:: PROBLEM REQUIREMENTS ::
Write every line out verbatim and omit the pictures.

:: DATA ::
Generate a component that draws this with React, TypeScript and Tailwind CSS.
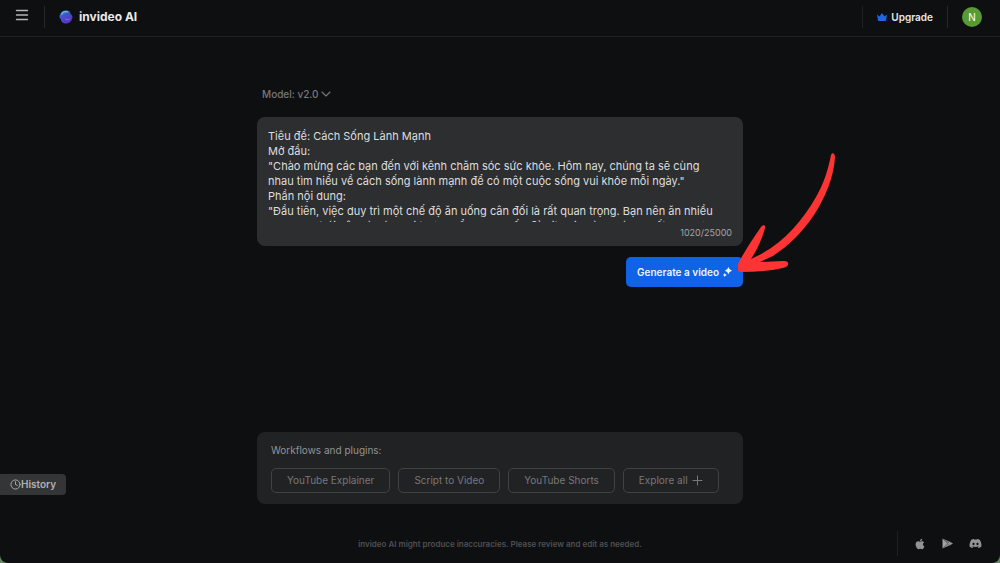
import { Clock } from "lucide-react"
import { FaApple, FaDiscord } from "react-icons/fa"

const script = `Tiêu đề: Cách Sống Lành Mạnh
Mở đầu:
"Chào mừng các bạn đến với kênh chăm sóc sức khỏe. Hôm nay, chúng ta sẽ cùng nhau tìm hiểu về cách sống lành mạnh để có một cuộc sống vui khỏe mỗi ngày."
Phần nội dung:
"Đầu tiên, việc duy trì một chế độ ăn uống cân đối là rất quan trọng. Bạn nên ăn nhiều rau xanh, trái cây và các loại thực phẩm cung cấp đủ vitamin và khoáng chất cho cơ thể."`

const plugins = ["YouTube Explainer", "Script to Video", "YouTube Shorts"]

function Logo() {
  return (
    <svg viewBox="0 0 28 28" className="size-[14px]" aria-hidden="true">
      <defs>
        <linearGradient id="orb" x1="0" y1="0" x2="0.7" y2="1">
          <stop offset="0" stopColor="#4a98d8" />
          <stop offset="0.4" stopColor="#4355cc" />
          <stop offset="1" stopColor="#5a2fc4" />
        </linearGradient>
      </defs>
      <path d="M3 8C5 2 11 0 16 1c4 0 7 3 7 7 4 2 5 6 3 10-1 5-6 9-12 9-5 0-10-3-10-8-4-3-4-8-1-11Z" fill="url(#orb)" />
      <path d="M5 8c3-4 8-6 12-4" stroke="#62b4e2" strokeWidth="3" fill="none" strokeLinecap="round" />
      <path d="M16 6c4-2 7 0 7 4-2 3-6 3-8 0Z" fill="#2f5fb0" />
      <path d="M13 18c2 2 5 2 8 0" stroke="#8d6cf0" strokeWidth="2" fill="none" strokeLinecap="round" />
    </svg>
  )
}

function Header() {
  return (
    <header className="flex h-[37px] shrink-0 items-center justify-between border-b border-[#1f2021] pr-[18px] pb-[2px] pl-[15px]">
      <div className="flex items-center">
        <button aria-label="Menu" className="pb-1">
          <svg viewBox="0 0 14 12" className="h-3 w-[14px]" stroke="#b5b6b7" strokeWidth="1.4" strokeLinecap="round" aria-hidden="true">
            <path d="M1.500 1.500h11M1.500 6h11M1.500 10.500h11" />
          </svg>
        </button>
        <div className="ml-[15px] h-[22px] w-px bg-[#252627]" />
        <a href="#" className="ml-[14px] flex items-center gap-[6px] text-[12px] leading-4 font-bold text-[#e8e8e9]">
          <Logo />
          invideo AI
        </a>
      </div>
      <div className="flex items-center">
        <div className="h-[22px] w-px bg-[#1f2021]" />
        <button className="mx-[14px] flex items-center gap-1 text-[10px] leading-4 font-semibold text-[#e8e8e9]">
          <svg viewBox="0 0 20 16" className="h-2 w-[10px]" fill="#1f66e5" aria-hidden="true">
            <path d="M0 3l5 4 5-7 5 7 5-4-2 12q0 1-1 1H3q-1 0-1-1Z" />
          </svg>
          Upgrade
        </button>
        <div className="h-[22px] w-px bg-[#252627]" />
        <button className="ml-[14px] size-5 rounded-full bg-[#589a33] text-[10px] leading-5 text-white">N</button>
      </div>
    </header>
  )
}

function Prompt() {
  return (
    <section>
      <button className="ml-[5px] flex items-center gap-[2px] text-[10px] leading-4 font-medium text-[#77787a]">
        Model: v2.0
        <svg viewBox="0 0 10 6" className="h-[6px] w-[10px]" fill="none" stroke="currentColor" strokeWidth="1.1" aria-hidden="true">
          <path d="M1 1l4 4 4-4" strokeLinecap="round" strokeLinejoin="round" />
        </svg>
      </button>
      <div className="mt-[15px] rounded-lg bg-[#2d2e30] px-[11px] pt-3 pb-[5px]">
        <textarea
          aria-label="Script"
          defaultValue={script}
          spellCheck={false}
          className="block h-[93px] w-full resize-none overflow-hidden pr-3 text-[11px] leading-[15px] text-[#dededf] outline-none"
        />
        <p className="mt-[3px] text-right text-[9px] leading-4 text-[#a4a5a6]">1020/25000</p>
      </div>
      <div className="relative mt-[11px] flex justify-end">
        <button className="flex h-[30px] items-center gap-1 rounded-[5px] bg-[#1062e6] px-[11px] text-[10px] font-semibold text-[#eef3fd]">
          Generate a video
          <svg viewBox="0 0 20 22" className="h-[10px] w-[9px]" fill="currentColor" aria-hidden="true">
            <path d="M12 0q1.500 6.500 8 8-6.500 1.500-8 8-1.500-6.500-8-8 6.500-1.500 8-8ZM4 13q1 3.500 4.500 4.500Q5 18.500 4 22 3 18.500-.5 17.500 3 16.500 4 13Z" />
          </svg>
        </button>
        <svg
          viewBox="0 0 100 120"
          className="pointer-events-none absolute -right-[95px] bottom-[15px] h-[120px] w-[100px]"
          fill="#fc3433"
          aria-hidden="true"
        >
          <path d="M93 3c1-3 4-2 4 2-1 20-10 41-21 58-12 18-26 31-41 41l-13 6 23-1c7-1 7 6 0 7-13 3-28 4-42 4-4 0-5-4-3-8 6-12 14-24 23-37 2-3 5-2 4 1-3 11-8 22-14 31 30-13 50-36 65-62 8-14 12-27 15-42Z" />
        </svg>
      </div>
    </section>
  )
}

function Workflows() {
  return (
    <section className="rounded-lg bg-[#212224] px-[14px] pt-[10px] pb-[11px] text-[10px] text-[#77787a]">
      <h2 className="leading-4 text-[#929394]">Workflows and plugins:</h2>
      <div className="mt-[10px] flex gap-2 whitespace-nowrap">
        {plugins.map((name) => (
          <button key={name} className="h-[25px] rounded-[5px] border border-[#404143] px-[15px]">
            {name}
          </button>
        ))}
        <button className="flex h-[25px] items-center gap-1 rounded-[5px] border border-[#404143] px-[15px]">
          Explore all
          <svg viewBox="0 0 11 11" className="size-[11px]" stroke="currentColor" strokeLinecap="round" aria-hidden="true">
            <path d="M5.500 1v9M1 5.500h9" />
          </svg>
        </button>
      </div>
    </section>
  )
}

export default function App() {
  return (
    <div className="bg-[#658565] font-['Inter',sans-serif]">
      <div className="relative flex min-h-screen flex-col rounded-b-lg bg-[#0e0f11]">
        <Header />
        <main className="mx-auto flex w-full max-w-[486px] flex-1 flex-col justify-between pt-[49px]">
          <Prompt />
          <Workflows />
        </main>
        <button className="absolute bottom-[68px] left-0 flex h-[21px] items-center rounded-r-[4px] bg-[#343536] px-[10px] text-[10px] font-semibold text-[#b0b1b2]">
          <Clock size={11} strokeWidth={2} />
          History
        </button>
        <footer className="grid h-[59px] shrink-0 grid-cols-[1fr_auto_1fr] items-center px-[18px] pt-5">
          <p className="col-start-2 text-[8px] leading-4 font-semibold text-[#4e4f51]">
            invideo AI might produce inaccuracies. Please review and edit as needed.
          </p>
          <div className="flex items-center justify-end gap-4 text-[#929394]">
            <div className="h-[25px] w-px bg-[#1f2021]" />
            <a href="#" aria-label="App Store">
              <FaApple size={12} />
            </a>
            <a href="#" aria-label="Google Play">
              <svg viewBox="0 0 22 22" className="size-[11px]" aria-hidden="true">
                <path d="M1 1v20l10-10Z" fill="#a0a1a2" />
                <path d="M1 1l10 10 4-4Z" fill="#747576" />
                <path d="M1 21l10-10 4 4Z" fill="#858687" />
                <path d="M15 7l-4 4 4 4 7-4Z" fill="#929394" />
              </svg>
            </a>
            <a href="#" aria-label="Discord">
              <FaDiscord size={13} />
            </a>
          </div>
        </footer>
      </div>
    </div>
  )
}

:: RESPONSE TO THIS EXERCISE ::
Generate a component that draws this with React, TypeScript and Tailwind CSS.
import { Clock } from "lucide-react"
import { FaApple, FaDiscord } from "react-icons/fa"

const script = `Tiêu đề: Cách Sống Lành Mạnh
Mở đầu:
"Chào mừng các bạn đến với kênh chăm sóc sức khỏe. Hôm nay, chúng ta sẽ cùng nhau tìm hiểu về cách sống lành mạnh để có một cuộc sống vui khỏe mỗi ngày."
Phần nội dung:
"Đầu tiên, việc duy trì một chế độ ăn uống cân đối là rất quan trọng. Bạn nên ăn nhiều rau xanh, trái cây và các loại thực phẩm cung cấp đủ vitamin và khoáng chất cho cơ thể."`

const plugins = ["YouTube Explainer", "Script to Video", "YouTube Shorts"]

function Logo() {
  return (
    <svg viewBox="0 0 28 28" className="size-[14px]" aria-hidden="true">
      <defs>
        <linearGradient id="orb" x1="0" y1="0" x2="0.7" y2="1">
          <stop offset="0" stopColor="#4a98d8" />
          <stop offset="0.4" stopColor="#4355cc" />
          <stop offset="1" stopColor="#5a2fc4" />
        </linearGradient>
      </defs>
      <path d="M3 8C5 2 11 0 16 1c4 0 7 3 7 7 4 2 5 6 3 10-1 5-6 9-12 9-5 0-10-3-10-8-4-3-4-8-1-11Z" fill="url(#orb)" />
      <path d="M5 8c3-4 8-6 12-4" stroke="#62b4e2" strokeWidth="3" fill="none" strokeLinecap="round" />
      <path d="M16 6c4-2 7 0 7 4-2 3-6 3-8 0Z" fill="#2f5fb0" />
      <path d="M13 18c2 2 5 2 8 0" stroke="#8d6cf0" strokeWidth="2" fill="none" strokeLinecap="round" />
    </svg>
  )
}

function Header() {
  return (
    <header className="flex h-[37px] shrink-0 items-center justify-between border-b border-[#1f2021] pr-[18px] pb-[2px] pl-[15px]">
      <div className="flex items-center">
        <button aria-label="Menu" className="pb-1">
          <svg viewBox="0 0 14 12" className="h-3 w-[14px]" stroke="#b5b6b7" strokeWidth="1.4" strokeLinecap="round" aria-hidden="true">
            <path d="M1.500 1.500h11M1.500 6h11M1.500 10.500h11" />
          </svg>
        </button>
        <div className="ml-[15px] h-[22px] w-px bg-[#252627]" />
        <a href="#" className="ml-[14px] flex items-center gap-[6px] text-[12px] leading-4 font-bold text-[#e8e8e9]">
          <Logo />
          invideo AI
        </a>
      </div>
      <div className="flex items-center">
        <div className="h-[22px] w-px bg-[#1f2021]" />
        <button className="mx-[14px] flex items-center gap-1 text-[10px] leading-4 font-semibold text-[#e8e8e9]">
          <svg viewBox="0 0 20 16" className="h-2 w-[10px]" fill="#1f66e5" aria-hidden="true">
            <path d="M0 3l5 4 5-7 5 7 5-4-2 12q0 1-1 1H3q-1 0-1-1Z" />
          </svg>
          Upgrade
        </button>
        <div className="h-[22px] w-px bg-[#252627]" />
        <button className="ml-[14px] size-5 rounded-full bg-[#589a33] text-[10px] leading-5 text-white">N</button>
      </div>
    </header>
  )
}

function Prompt() {
  return (
    <section>
      <button className="ml-[5px] flex items-center gap-[2px] text-[10px] leading-4 font-medium text-[#77787a]">
        Model: v2.0
        <svg viewBox="0 0 10 6" className="h-[6px] w-[10px]" fill="none" stroke="currentColor" strokeWidth="1.1" aria-hidden="true">
          <path d="M1 1l4 4 4-4" strokeLinecap="round" strokeLinejoin="round" />
        </svg>
      </button>
      <div className="mt-[15px] rounded-lg bg-[#2d2e30] px-[11px] pt-3 pb-[5px]">
        <textarea
          aria-label="Script"
          defaultValue={script}
          spellCheck={false}
          className="block h-[93px] w-full resize-none overflow-hidden pr-3 text-[11px] leading-[15px] text-[#dededf] outline-none"
        />
        <p className="mt-[3px] text-right text-[9px] leading-4 text-[#a4a5a6]">1020/25000</p>
      </div>
      <div className="relative mt-[11px] flex justify-end">
        <button className="flex h-[30px] items-center gap-1 rounded-[5px] bg-[#1062e6] px-[11px] text-[10px] font-semibold text-[#eef3fd]">
          Generate a video
          <svg viewBox="0 0 20 22" className="h-[10px] w-[9px]" fill="currentColor" aria-hidden="true">
            <path d="M12 0q1.500 6.500 8 8-6.500 1.500-8 8-1.500-6.500-8-8 6.500-1.500 8-8ZM4 13q1 3.500 4.500 4.500Q5 18.500 4 22 3 18.500-.5 17.500 3 16.500 4 13Z" />
          </svg>
        </button>
        <svg
          viewBox="0 0 100 120"
          className="pointer-events-none absolute -right-[95px] bottom-[15px] h-[120px] w-[100px]"
          fill="#fc3433"
          aria-hidden="true"
        >
          <path d="M93 3c1-3 4-2 4 2-1 20-10 41-21 58-12 18-26 31-41 41l-13 6 23-1c7-1 7 6 0 7-13 3-28 4-42 4-4 0-5-4-3-8 6-12 14-24 23-37 2-3 5-2 4 1-3 11-8 22-14 31 30-13 50-36 65-62 8-14 12-27 15-42Z" />
        </svg>
      </div>
    </section>
  )
}

function Workflows() {
  return (
    <section className="rounded-lg bg-[#212224] px-[14px] pt-[10px] pb-[11px] text-[10px] text-[#77787a]">
      <h2 className="leading-4 text-[#929394]">Workflows and plugins:</h2>
      <div className="mt-[10px] flex gap-2 whitespace-nowrap">
        {plugins.map((name) => (
          <button key={name} className="h-[25px] rounded-[5px] border border-[#404143] px-[15px]">
            {name}
          </button>
        ))}
        <button className="flex h-[25px] items-center gap-1 rounded-[5px] border border-[#404143] px-[15px]">
          Explore all
          <svg viewBox="0 0 11 11" className="size-[11px]" stroke="currentColor" strokeLinecap="round" aria-hidden="true">
            <path d="M5.500 1v9M1 5.500h9" />
          </svg>
        </button>
      </div>
    </section>
  )
}

export default function App() {
  return (
    <div className="bg-[#658565] font-['Inter',sans-serif]">
      <div className="relative flex min-h-screen flex-col rounded-b-lg bg-[#0e0f11]">
        <Header />
        <main className="mx-auto flex w-full max-w-[486px] flex-1 flex-col justify-between pt-[49px]">
          <Prompt />
          <Workflows />
        </main>
        <button className="absolute bottom-[68px] left-0 flex h-[21px] items-center rounded-r-[4px] bg-[#343536] px-[10px] text-[10px] font-semibold text-[#b0b1b2]">
          <Clock size={11} strokeWidth={2} />
          History
        </button>
        <footer className="grid h-[59px] shrink-0 grid-cols-[1fr_auto_1fr] items-center px-[18px] pt-5">
          <p className="col-start-2 text-[8px] leading-4 font-semibold text-[#4e4f51]">
            invideo AI might produce inaccuracies. Please review and edit as needed.
          </p>
          <div className="flex items-center justify-end gap-4 text-[#929394]">
            <div className="h-[25px] w-px bg-[#1f2021]" />
            <a href="#" aria-label="App Store">
              <FaApple size={12} />
            </a>
            <a href="#" aria-label="Google Play">
              <svg viewBox="0 0 22 22" className="size-[11px]" aria-hidden="true">
                <path d="M1 1v20l10-10Z" fill="#a0a1a2" />
                <path d="M1 1l10 10 4-4Z" fill="#747576" />
                <path d="M1 21l10-10 4 4Z" fill="#858687" />
                <path d="M15 7l-4 4 4 4 7-4Z" fill="#929394" />
              </svg>
            </a>
            <a href="#" aria-label="Discord">
              <FaDiscord size={13} />
            </a>
          </div>
        </footer>
      </div>
    </div>
  )
}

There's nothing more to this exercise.